Locate every line below that contains the word "styles" and copy it.

== == ==

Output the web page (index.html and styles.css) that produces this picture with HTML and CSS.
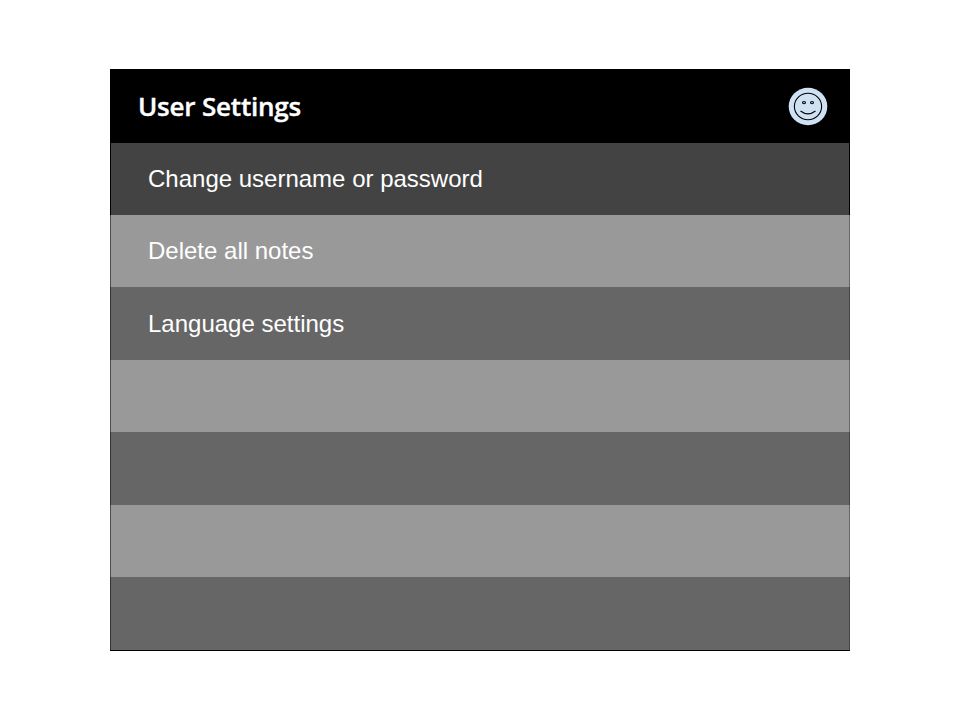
FILE: index.html
```html
<!DOCTYPE html>
<html lang="en">
<head>
<meta charset="utf-8">
<title>User Settings</title>
<link rel="stylesheet" href="styles.css">
</head>
<body>
<main class="panel">
  <header class="header">
    <h1 class="title">User Settings</h1>
    <svg class="avatar" viewBox="0 0 40 40" fill="none" stroke="#000" stroke-width="1.1">
      <ellipse cx="20" cy="19.500" rx="19.300" ry="18.700" fill="#cfe2f3" stroke="none"/>
      <ellipse cx="20" cy="19.500" rx="13.600" ry="13.200"/>
      <ellipse cx="16" cy="15.600" rx="1.500" ry="1.100"/>
      <ellipse cx="24" cy="15.600" rx="1.500" ry="1.100"/>
      <path d="M12.500 24Q20 29.700 27.500 24"/>
    </svg>
  </header>
  <ul class="list">
    <li class="row row-active">Change username or password</li>
    <li class="row">Delete all notes</li>
    <li class="row row-language">Language settings</li>
    <li class="row"></li>
    <li class="row"></li>
    <li class="row"></li>
    <li class="row"></li>
  </ul>
</main>
</body>
</html>
```

FILE: styles.css
```css
* { box-sizing: border-box; }
body { margin: 0; background: #fff; }
.panel { width: 740px; height: 582px; margin: 69px 0 0 110px; border: solid #000; border-width: 1px 0 1px 0; display: flex; flex-direction: column; font-family: "Liberation Sans", Arial, sans-serif; color: #fff; }
.header { height: 73px; background: #000; display: flex; align-items: center; justify-content: space-between; padding: 0 22px 0 28px; }
.title { margin: -2px 0 0; font: 600 26px "Open Sans", sans-serif; letter-spacing: -0.2px; -webkit-text-stroke: 0.4px #fff; }
.avatar { width: 40px; height: 40px; }
.list { list-style: none; margin: 0; padding: 0; display: grid; grid-template-rows: 72px 72px 73px 72px 73px 72px 73px; }
.row { display: flex; align-items: center; padding: 0 0 1px 37px; font-size: 24px; line-height: 28px; background: #666; border-left: 1px solid #333; border-right: 1px solid #444; }
.row:nth-child(even) { background: #999; border-left-color: #4d4d4d; border-right-color: #666; }
.row-active { background: #434343; border-color: #222 #000; }
.row-language { padding-bottom: 0; }
```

== == ==

◆ **Exercise response**:
Output the web page (index.html and styles.css) that produces this picture with HTML and CSS.
<link rel="stylesheet" href="styles.css">
FILE: styles.css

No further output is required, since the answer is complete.